Exercise instructions:
Collect all lines from the records below that include the word "this".

Raw records:
______
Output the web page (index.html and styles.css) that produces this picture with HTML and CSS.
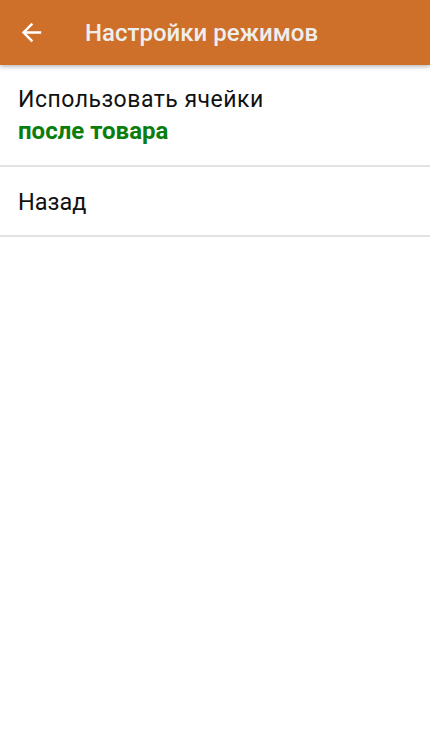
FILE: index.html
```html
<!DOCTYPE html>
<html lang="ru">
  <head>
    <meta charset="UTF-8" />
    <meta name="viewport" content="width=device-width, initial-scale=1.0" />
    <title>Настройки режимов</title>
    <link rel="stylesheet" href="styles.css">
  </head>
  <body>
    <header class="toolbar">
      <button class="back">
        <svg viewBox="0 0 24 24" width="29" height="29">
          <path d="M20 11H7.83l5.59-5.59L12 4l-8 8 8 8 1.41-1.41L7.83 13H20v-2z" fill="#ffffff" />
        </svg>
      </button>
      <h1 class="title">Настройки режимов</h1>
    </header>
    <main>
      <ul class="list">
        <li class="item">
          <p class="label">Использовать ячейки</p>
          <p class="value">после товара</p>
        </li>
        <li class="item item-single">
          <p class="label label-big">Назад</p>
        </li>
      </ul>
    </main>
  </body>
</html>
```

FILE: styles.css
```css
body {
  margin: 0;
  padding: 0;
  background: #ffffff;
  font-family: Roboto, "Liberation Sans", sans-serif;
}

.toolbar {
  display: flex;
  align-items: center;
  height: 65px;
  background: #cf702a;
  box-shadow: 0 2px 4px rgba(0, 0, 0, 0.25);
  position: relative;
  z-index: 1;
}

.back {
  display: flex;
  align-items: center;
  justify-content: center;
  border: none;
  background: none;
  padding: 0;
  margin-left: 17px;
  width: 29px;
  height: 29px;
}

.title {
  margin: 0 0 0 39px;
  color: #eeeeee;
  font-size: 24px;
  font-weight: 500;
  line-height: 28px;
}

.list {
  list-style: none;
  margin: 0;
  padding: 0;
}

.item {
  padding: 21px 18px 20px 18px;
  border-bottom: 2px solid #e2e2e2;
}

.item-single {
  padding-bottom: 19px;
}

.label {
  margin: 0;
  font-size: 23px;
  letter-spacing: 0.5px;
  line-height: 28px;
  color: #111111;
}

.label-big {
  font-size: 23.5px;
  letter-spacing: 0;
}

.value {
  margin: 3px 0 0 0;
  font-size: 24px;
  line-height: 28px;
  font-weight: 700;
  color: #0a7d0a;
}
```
______
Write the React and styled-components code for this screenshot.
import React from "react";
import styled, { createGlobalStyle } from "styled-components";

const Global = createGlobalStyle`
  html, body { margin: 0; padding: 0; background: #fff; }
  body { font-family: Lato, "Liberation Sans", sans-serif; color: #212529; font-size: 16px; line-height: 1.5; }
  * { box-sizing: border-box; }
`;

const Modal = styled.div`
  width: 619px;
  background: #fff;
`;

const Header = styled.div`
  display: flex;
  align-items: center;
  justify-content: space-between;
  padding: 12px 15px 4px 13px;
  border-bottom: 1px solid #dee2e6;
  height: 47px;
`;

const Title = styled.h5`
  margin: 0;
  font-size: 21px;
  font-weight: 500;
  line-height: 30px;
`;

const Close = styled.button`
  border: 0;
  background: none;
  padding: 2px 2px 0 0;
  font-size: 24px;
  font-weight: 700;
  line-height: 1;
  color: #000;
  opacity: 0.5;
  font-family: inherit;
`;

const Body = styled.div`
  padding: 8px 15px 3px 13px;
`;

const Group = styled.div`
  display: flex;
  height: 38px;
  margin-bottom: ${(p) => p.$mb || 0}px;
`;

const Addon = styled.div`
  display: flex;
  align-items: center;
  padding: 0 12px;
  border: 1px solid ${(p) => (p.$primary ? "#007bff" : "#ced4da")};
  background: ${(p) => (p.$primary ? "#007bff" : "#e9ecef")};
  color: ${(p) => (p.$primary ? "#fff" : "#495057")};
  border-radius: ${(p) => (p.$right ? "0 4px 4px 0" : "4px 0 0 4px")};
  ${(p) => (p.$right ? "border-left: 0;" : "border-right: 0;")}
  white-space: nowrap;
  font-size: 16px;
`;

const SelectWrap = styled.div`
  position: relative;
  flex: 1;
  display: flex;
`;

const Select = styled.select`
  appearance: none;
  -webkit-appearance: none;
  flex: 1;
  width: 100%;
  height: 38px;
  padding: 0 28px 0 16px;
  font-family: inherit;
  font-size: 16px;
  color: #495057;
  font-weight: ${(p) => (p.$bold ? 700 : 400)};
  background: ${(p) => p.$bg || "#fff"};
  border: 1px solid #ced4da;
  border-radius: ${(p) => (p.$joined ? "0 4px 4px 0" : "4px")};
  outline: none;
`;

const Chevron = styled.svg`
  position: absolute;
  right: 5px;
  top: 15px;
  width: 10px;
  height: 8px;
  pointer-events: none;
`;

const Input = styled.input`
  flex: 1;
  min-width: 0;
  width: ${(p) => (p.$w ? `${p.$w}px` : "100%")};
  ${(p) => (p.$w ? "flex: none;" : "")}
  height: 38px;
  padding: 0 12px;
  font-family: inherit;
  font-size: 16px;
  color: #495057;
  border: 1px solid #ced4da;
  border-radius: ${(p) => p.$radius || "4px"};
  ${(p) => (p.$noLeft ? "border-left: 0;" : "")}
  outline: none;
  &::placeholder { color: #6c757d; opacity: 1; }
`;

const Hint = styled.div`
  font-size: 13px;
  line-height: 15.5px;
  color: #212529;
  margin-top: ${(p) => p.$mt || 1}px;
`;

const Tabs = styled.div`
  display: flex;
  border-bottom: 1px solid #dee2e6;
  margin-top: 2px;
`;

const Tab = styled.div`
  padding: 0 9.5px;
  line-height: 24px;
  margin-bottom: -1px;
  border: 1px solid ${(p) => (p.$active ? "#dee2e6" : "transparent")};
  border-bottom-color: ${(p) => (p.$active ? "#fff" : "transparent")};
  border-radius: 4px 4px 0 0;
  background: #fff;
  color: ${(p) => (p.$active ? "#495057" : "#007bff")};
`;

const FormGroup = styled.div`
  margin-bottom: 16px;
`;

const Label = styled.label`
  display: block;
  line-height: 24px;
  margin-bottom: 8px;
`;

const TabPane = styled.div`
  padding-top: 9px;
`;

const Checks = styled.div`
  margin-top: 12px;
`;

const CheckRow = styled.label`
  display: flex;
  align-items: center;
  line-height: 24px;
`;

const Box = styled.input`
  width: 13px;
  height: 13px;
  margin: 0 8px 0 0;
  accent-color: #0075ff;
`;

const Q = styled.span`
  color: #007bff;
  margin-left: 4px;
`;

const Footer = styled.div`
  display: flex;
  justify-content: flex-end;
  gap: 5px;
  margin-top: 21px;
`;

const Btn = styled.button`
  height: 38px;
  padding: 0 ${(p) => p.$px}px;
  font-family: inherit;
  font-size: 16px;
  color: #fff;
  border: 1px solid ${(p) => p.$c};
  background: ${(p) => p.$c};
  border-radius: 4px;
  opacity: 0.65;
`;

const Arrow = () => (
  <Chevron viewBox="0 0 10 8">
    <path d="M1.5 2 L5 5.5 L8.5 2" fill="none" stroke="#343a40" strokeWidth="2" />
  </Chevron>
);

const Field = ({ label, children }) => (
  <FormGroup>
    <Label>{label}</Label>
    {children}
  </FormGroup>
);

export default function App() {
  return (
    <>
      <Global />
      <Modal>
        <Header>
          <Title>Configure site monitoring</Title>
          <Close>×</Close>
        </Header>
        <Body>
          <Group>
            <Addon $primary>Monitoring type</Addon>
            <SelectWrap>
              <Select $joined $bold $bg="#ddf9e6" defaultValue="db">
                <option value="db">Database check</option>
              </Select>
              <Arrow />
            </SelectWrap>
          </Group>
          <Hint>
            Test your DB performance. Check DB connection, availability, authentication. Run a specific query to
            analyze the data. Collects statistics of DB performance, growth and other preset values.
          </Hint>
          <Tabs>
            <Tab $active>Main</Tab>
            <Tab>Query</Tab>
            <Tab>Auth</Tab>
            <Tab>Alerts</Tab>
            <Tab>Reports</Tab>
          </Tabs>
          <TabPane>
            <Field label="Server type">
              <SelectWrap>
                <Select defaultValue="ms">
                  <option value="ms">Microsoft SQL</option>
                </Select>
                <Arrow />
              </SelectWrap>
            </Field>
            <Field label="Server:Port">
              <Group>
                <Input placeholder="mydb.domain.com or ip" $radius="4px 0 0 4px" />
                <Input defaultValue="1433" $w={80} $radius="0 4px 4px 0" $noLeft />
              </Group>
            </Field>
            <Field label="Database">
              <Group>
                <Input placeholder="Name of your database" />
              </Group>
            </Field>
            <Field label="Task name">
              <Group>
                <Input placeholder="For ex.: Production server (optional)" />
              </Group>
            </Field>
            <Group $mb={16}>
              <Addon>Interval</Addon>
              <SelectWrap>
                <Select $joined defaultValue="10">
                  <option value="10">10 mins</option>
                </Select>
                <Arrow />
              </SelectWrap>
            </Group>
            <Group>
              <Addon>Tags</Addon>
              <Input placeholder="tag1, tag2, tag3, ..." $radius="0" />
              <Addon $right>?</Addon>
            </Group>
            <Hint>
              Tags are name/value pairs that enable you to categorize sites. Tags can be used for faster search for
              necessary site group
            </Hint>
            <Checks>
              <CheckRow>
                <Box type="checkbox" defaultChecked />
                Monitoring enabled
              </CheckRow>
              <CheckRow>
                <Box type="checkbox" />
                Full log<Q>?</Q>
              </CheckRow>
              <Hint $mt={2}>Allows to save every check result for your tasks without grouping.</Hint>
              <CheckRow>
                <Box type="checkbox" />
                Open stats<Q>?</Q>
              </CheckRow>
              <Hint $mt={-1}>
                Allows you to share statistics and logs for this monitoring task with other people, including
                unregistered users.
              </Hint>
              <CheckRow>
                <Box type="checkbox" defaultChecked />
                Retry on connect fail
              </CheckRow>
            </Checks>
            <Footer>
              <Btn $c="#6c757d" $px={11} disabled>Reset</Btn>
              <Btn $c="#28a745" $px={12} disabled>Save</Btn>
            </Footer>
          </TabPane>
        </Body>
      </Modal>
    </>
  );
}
______
Result:
Output the web page (index.html and styles.css) that produces this picture with HTML and CSS.
Write the React and styled-components code for this screenshot.
                Allows you to share statistics and logs for this monitoring task with other people, including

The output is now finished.